By this time she was working in the school which was to be her major employment and her happiest time in teaching: St Joseph’s Primary. She made strong friendships with Lilian Donnelly, with whom she worked, and Agnes McConville with whom she had been to school. I have heard many testimonies of her time in St Joseph’s one going as far as to say “your Aunt Jo saved my life. I was in the depths of despair in school until she came along”. She was both gentle and genteel. The most appropriate term I heard to describe her came from one former P3 student: “she was serene”, which, as any teacher will tell you, is some going in classes of up to 40 in those times. Her classroom was an oasis of calm and knowledge.
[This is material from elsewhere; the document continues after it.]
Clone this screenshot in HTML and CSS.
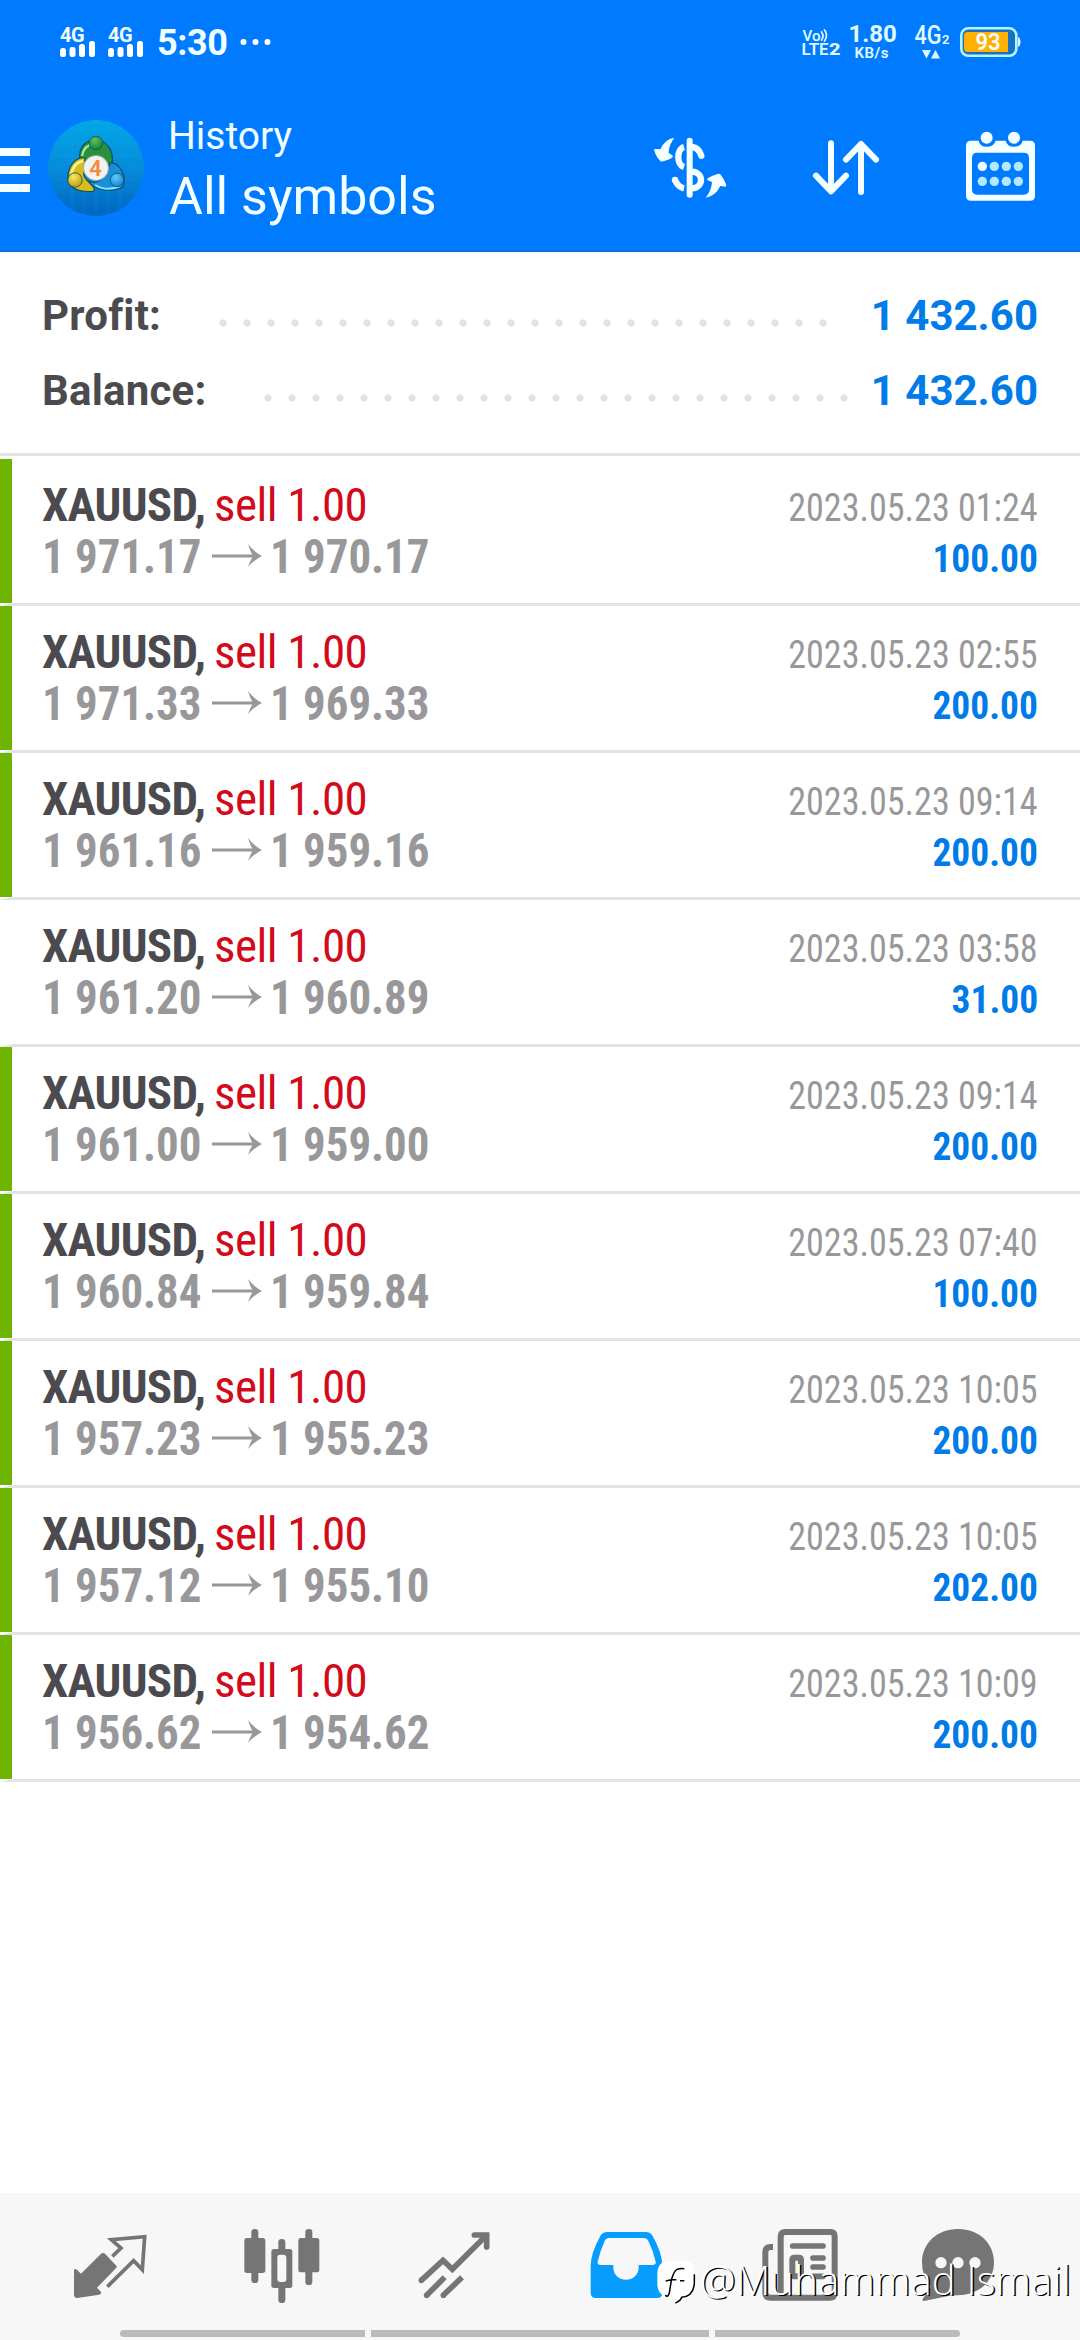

She dared to follow Oliver on to the golf course but in the course of many Keenan four-balls over the years was declared “a useless golfer”. Her pursuits were more intellectual: she was an avid reader; she had to the last an exceptional mind with a depth of knowledge; had memorised vast numbers of poems and was an avid crossword fan – to the end completing the daily Irish News crossword.
Eventually the family moved into Patrick St, very convenient to the local church. Josie was in every way the epitome of what we refer to in Newry as a “Dominican Catholic”. She was a devout believer and practitioner and most deserving of the term, The Faithful.
The family are most indebted to Martin who brought Oliver and herself Communion every 1st Friday allowing then to continue in the practice of their faith. May I mention one other lady. It is indicative of the old-fashioned and proper way of the pair of them that Mrs Evans, her constant companion and source of support, was always “Mrs Evans”: a lovely indication of old values and the mutual respect they had for each other.
And so the years passed. Maura went to Vancouver and on her many visits home would endure the gentle taunts to retire to Newry. I think Josie admired that spirit of independence. Una married Brian and have Josie and Oliver’s grandchildren, Claire and Mark. They must have paid more tolls on the M1 than any of us in their regular visits to mum and dad.
Tom whose beautiful mind was sadly compromised in recent years, a cause of much heartbreak to her; Michael and Karen with the grandchildren Cheryll, Rory and Kim and, indeed, two great-grandchildren were a tireless source of care and support.
Mary O’Hare was like a spare daughter to her and Gerard also. Any time I would come in she would stare blankly at me and say to all around her: “I don’t know this person. Who is it?” causing me great concern.
The twinkle would come in the eye and she would say,”It’s so long since you came to see me I didn’t recognise you”.
To all the care workers. Thanks are inadequate. They were independent and un-institutionalised because of your devotion. You are priceless.
The Keenans and their children and extended O’Hanlon family kept watch and supported in so many ways for which the family express profound gratitude.
Josie died as she lived, with grace and dignity and we are all diminished by her absence. My greatest memory is of her generosity to me as a young only child without a father and of how she and the entire Keenan clan embraced me, and of her intellect.
I paraphrase Goldsmith:
While words of learned length and thundering sound
Amazed the gazing rustics ranged around,
And still they gazed, and still the wonder grew
That one small head could carry all she knew.